With regard to the growing importance of art fairs, I think the postponement of FIAC Los Angeles is especially interesting because it suggests that the market is hitting its saturation point for big international fairs. I don’t think the year’s schedule can handle many more, and I don't think there are enough big galleries anymore to keep so many of those fairs afloat.

I think it’s time for a new model for fairs that’s smaller and that actually helps out the artist-run spaces by giving them the ability to exhibit on a larger stage. The market is changing. It’s harder and harder for the small to midsize commercial galleries to survive because these vital art fairs are so expensive, because the successful galleries are able to pay a ton of money to be there which in turn inflates all of the prices in general. The rise in the number of artist-run spaces internationally is indicative of a kind of carving out of the market to create the possibility to exist for these small to midsize commercial galleries. That was a big part of how we formulated Material—we asked, “Can we make a fair that helps out small to midsize galleries like our own that also reflects the changes in the contemporary exhibition ecosystem?”

When the dust settles after the fair, what’s next for you?

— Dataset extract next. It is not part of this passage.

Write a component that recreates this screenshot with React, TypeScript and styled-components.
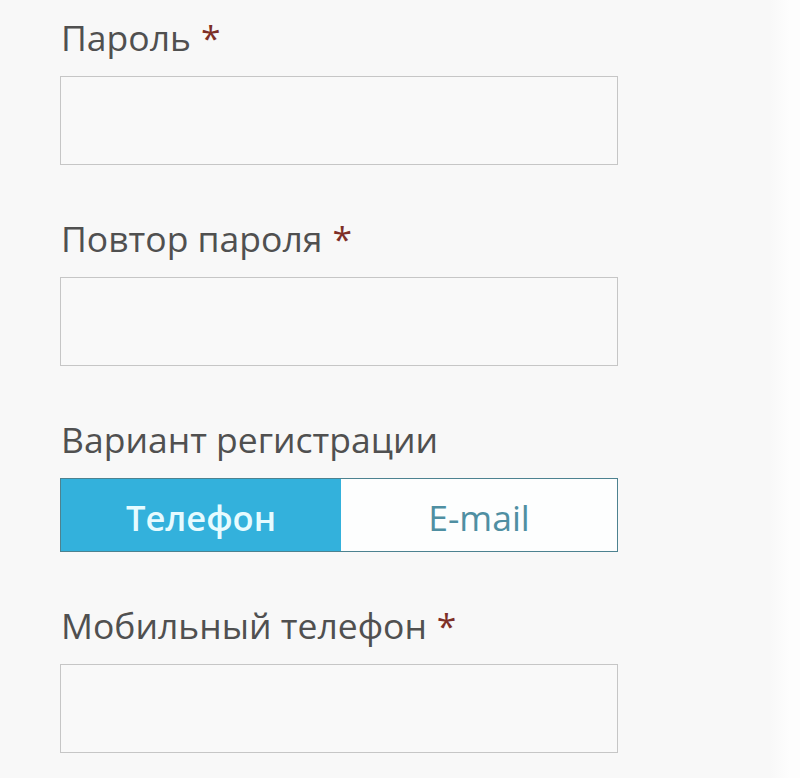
import { FC, useState } from "react";
import styled, { createGlobalStyle } from "styled-components";

const GlobalStyle = createGlobalStyle`
  html, body {
    margin: 0;
    padding: 0;
    background: #f8f8f8;
  }
  body {
    font-family: "Open Sans", "Noto Sans", sans-serif;
  }
`;

const Page = styled.div`
  width: 800px;
  height: 778px;
  box-sizing: border-box;
  padding: 14px 0 0 60px;
  background: linear-gradient(to right, #f8f8f8 0, #f8f8f8 770px, #fdfdfd 790px);
`;

const Form = styled.form`
  width: 558px;
  display: flex;
  flex-direction: column;
`;

const Field = styled.div`
  display: flex;
  flex-direction: column;
  margin-bottom: 50px;
`;

const Label = styled.label`
  font-size: 35.5px;
  line-height: 46px;
  color: #505050;
  margin-bottom: 16px;
  padding-left: 1px;
`;

const Required = styled.span`
  color: #7e2f27;
  margin-left: 10px;
`;

const Input = styled.input`
  box-sizing: border-box;
  width: 100%;
  height: 89px;
  border: 1.5px solid #c6c6c6;
  background: #f9f9f9;
  font-size: 28px;
  padding: 0 16px;
  outline: none;
`;

const Toggle = styled.div`
  display: grid;
  grid-template-columns: 280px 1fr;
  height: 74px;
  box-sizing: border-box;
  border: 1.5px solid #4d8290;
`;

const ToggleButton = styled.button<{ $active?: boolean }>`
  border: none;
  margin: 0;
  font-family: inherit;
  font-size: ${(p) => (p.$active ? "34.5px" : "35.5px")};
  font-weight: ${(p) => (p.$active ? 600 : 400)};
  color: ${(p) => (p.$active ? "#e6fbff" : "#4f8fa2")};
  background: ${(p) => (p.$active ? "#33b1dc" : "#fdfefe")};
  cursor: pointer;
  padding: 4px 0 0;
`;

const fields = [
  { label: "Пароль", type: "password" },
  { label: "Повтор пароля", type: "password" },
];

const App: FC = () => {
  const [mode, setMode] = useState<"phone" | "email">("phone");

  return (
    <Page>
      <GlobalStyle />
      <Form onSubmit={(e) => e.preventDefault()}>
        {fields.map((f) => (
          <Field key={f.label}>
            <Label>
              {f.label}
              <Required>*</Required>
            </Label>
            <Input type={f.type} />
          </Field>
        ))}

        <Field>
          <Label>Вариант регистрации</Label>
          <Toggle>
            <ToggleButton type="button" $active={mode === "phone"} onClick={() => setMode("phone")}>
              Телефон
            </ToggleButton>
            <ToggleButton type="button" $active={mode === "email"} onClick={() => setMode("email")}>
              E-mail
            </ToggleButton>
          </Toggle>
        </Field>

        <Field>
          <Label>
            {mode === "phone" ? "Мобильный телефон" : "E-mail"}
            <Required>*</Required>
          </Label>
          <Input type={mode === "phone" ? "tel" : "email"} />
        </Field>
      </Form>
    </Page>
  );
};

export default App;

Getting started on 2016! We get maybe a couple weeks off before we need to start working on the next edition. It’s really year-round work, and we take it seriously. We sometimes toy with the idea of what Material would look like if we were to do a spin-off in another city, but that’s just an abstract idea at the moment. While there’s not room in the global marketplace as I see it for more large fairs, I think there is room for more fairs like Material. Hopefully our fair will help to create a more stable marketplace for the smaller galleries out there. We think this is important work, because we can’t just have a world of Gagosians.